**WHAT IS BEING ASKED**. Copy out the data exactly, leaving the pictures behind.

======== TASK INPUT

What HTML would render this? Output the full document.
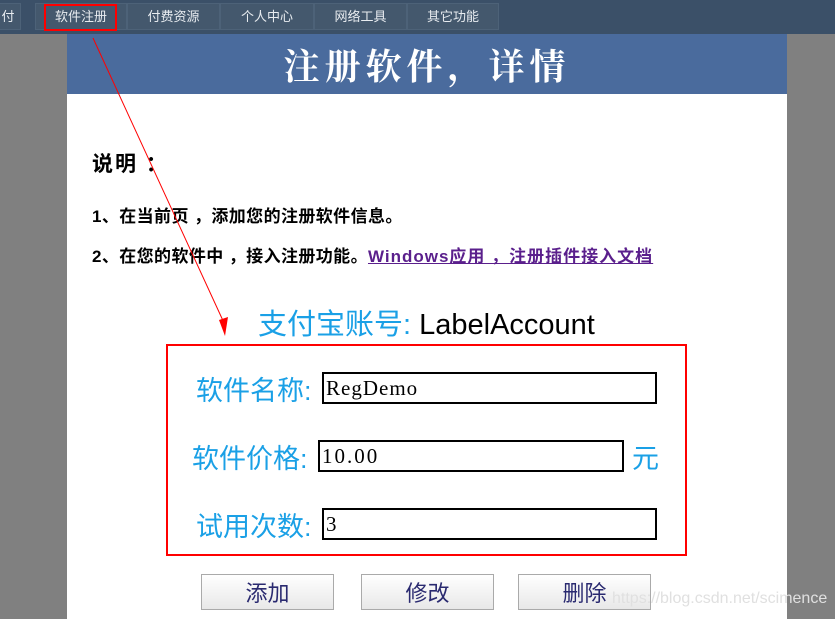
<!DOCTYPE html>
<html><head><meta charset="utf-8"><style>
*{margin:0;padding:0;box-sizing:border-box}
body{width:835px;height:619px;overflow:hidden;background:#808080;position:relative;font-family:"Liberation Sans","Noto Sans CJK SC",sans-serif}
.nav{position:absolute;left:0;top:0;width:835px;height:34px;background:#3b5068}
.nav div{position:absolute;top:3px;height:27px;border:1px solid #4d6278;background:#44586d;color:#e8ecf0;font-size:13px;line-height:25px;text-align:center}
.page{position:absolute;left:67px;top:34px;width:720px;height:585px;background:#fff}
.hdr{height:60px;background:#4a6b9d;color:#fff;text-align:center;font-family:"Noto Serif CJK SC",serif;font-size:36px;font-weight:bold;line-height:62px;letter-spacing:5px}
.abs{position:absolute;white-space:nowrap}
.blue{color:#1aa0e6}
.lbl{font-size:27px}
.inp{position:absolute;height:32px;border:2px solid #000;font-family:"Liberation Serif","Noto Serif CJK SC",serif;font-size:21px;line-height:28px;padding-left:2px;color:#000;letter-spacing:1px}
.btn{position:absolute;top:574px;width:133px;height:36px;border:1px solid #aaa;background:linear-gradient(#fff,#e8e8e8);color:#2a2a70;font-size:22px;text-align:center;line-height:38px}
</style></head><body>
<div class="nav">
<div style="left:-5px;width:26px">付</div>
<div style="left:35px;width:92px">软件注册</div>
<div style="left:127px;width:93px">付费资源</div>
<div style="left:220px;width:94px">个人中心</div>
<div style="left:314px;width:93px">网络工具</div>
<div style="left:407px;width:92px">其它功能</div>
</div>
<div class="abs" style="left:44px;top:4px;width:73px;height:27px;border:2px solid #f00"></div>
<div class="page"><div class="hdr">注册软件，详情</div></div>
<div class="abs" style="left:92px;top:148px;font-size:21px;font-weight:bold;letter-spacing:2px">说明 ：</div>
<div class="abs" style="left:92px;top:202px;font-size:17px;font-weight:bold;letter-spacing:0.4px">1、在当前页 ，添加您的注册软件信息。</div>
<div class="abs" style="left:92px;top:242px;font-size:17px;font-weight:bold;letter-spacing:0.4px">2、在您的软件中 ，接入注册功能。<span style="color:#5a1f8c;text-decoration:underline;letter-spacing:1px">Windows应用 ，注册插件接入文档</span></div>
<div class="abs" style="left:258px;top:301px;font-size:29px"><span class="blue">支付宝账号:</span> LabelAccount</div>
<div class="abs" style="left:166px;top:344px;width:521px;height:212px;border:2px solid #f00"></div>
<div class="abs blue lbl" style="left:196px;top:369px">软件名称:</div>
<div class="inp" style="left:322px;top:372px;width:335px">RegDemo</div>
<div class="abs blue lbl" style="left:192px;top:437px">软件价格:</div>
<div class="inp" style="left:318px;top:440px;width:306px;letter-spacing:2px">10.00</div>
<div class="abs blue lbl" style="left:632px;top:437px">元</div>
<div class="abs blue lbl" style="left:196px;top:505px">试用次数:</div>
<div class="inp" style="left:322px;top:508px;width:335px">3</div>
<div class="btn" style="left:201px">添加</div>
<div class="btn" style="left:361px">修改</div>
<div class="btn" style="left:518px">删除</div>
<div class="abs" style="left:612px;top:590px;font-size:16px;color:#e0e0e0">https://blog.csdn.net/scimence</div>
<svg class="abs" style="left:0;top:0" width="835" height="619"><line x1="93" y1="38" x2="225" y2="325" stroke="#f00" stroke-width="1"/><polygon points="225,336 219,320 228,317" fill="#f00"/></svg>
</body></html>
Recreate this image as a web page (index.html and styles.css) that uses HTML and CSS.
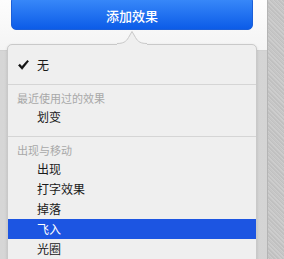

================

**RESULT FOR THIS TASK**.
What HTML would render this? Output the full document.
<!DOCTYPE html>
<html><head><meta charset="utf-8"><style>
*{margin:0;padding:0;box-sizing:border-box}
body{width:835px;height:619px;overflow:hidden;background:#808080;position:relative;font-family:"Liberation Sans","Noto Sans CJK SC",sans-serif}
.nav{position:absolute;left:0;top:0;width:835px;height:34px;background:#3b5068}
.nav div{position:absolute;top:3px;height:27px;border:1px solid #4d6278;background:#44586d;color:#e8ecf0;font-size:13px;line-height:25px;text-align:center}
.page{position:absolute;left:67px;top:34px;width:720px;height:585px;background:#fff}
.hdr{height:60px;background:#4a6b9d;color:#fff;text-align:center;font-family:"Noto Serif CJK SC",serif;font-size:36px;font-weight:bold;line-height:62px;letter-spacing:5px}
.abs{position:absolute;white-space:nowrap}
.blue{color:#1aa0e6}
.lbl{font-size:27px}
.inp{position:absolute;height:32px;border:2px solid #000;font-family:"Liberation Serif","Noto Serif CJK SC",serif;font-size:21px;line-height:28px;padding-left:2px;color:#000;letter-spacing:1px}
.btn{position:absolute;top:574px;width:133px;height:36px;border:1px solid #aaa;background:linear-gradient(#fff,#e8e8e8);color:#2a2a70;font-size:22px;text-align:center;line-height:38px}
</style></head><body>
<div class="nav">
<div style="left:-5px;width:26px">付</div>
<div style="left:35px;width:92px">软件注册</div>
<div style="left:127px;width:93px">付费资源</div>
<div style="left:220px;width:94px">个人中心</div>
<div style="left:314px;width:93px">网络工具</div>
<div style="left:407px;width:92px">其它功能</div>
</div>
<div class="abs" style="left:44px;top:4px;width:73px;height:27px;border:2px solid #f00"></div>
<div class="page"><div class="hdr">注册软件，详情</div></div>
<div class="abs" style="left:92px;top:148px;font-size:21px;font-weight:bold;letter-spacing:2px">说明 ：</div>
<div class="abs" style="left:92px;top:202px;font-size:17px;font-weight:bold;letter-spacing:0.4px">1、在当前页 ，添加您的注册软件信息。</div>
<div class="abs" style="left:92px;top:242px;font-size:17px;font-weight:bold;letter-spacing:0.4px">2、在您的软件中 ，接入注册功能。<span style="color:#5a1f8c;text-decoration:underline;letter-spacing:1px">Windows应用 ，注册插件接入文档</span></div>
<div class="abs" style="left:258px;top:301px;font-size:29px"><span class="blue">支付宝账号:</span> LabelAccount</div>
<div class="abs" style="left:166px;top:344px;width:521px;height:212px;border:2px solid #f00"></div>
<div class="abs blue lbl" style="left:196px;top:369px">软件名称:</div>
<div class="inp" style="left:322px;top:372px;width:335px">RegDemo</div>
<div class="abs blue lbl" style="left:192px;top:437px">软件价格:</div>
<div class="inp" style="left:318px;top:440px;width:306px;letter-spacing:2px">10.00</div>
<div class="abs blue lbl" style="left:632px;top:437px">元</div>
<div class="abs blue lbl" style="left:196px;top:505px">试用次数:</div>
<div class="inp" style="left:322px;top:508px;width:335px">3</div>
<div class="btn" style="left:201px">添加</div>
<div class="btn" style="left:361px">修改</div>
<div class="btn" style="left:518px">删除</div>
<div class="abs" style="left:612px;top:590px;font-size:16px;color:#e0e0e0">https://blog.csdn.net/scimence</div>
<svg class="abs" style="left:0;top:0" width="835" height="619"><line x1="93" y1="38" x2="225" y2="325" stroke="#f00" stroke-width="1"/><polygon points="225,336 219,320 228,317" fill="#f00"/></svg>
</body></html>
Recreate this image as a web page (index.html and styles.css) that uses HTML and CSS.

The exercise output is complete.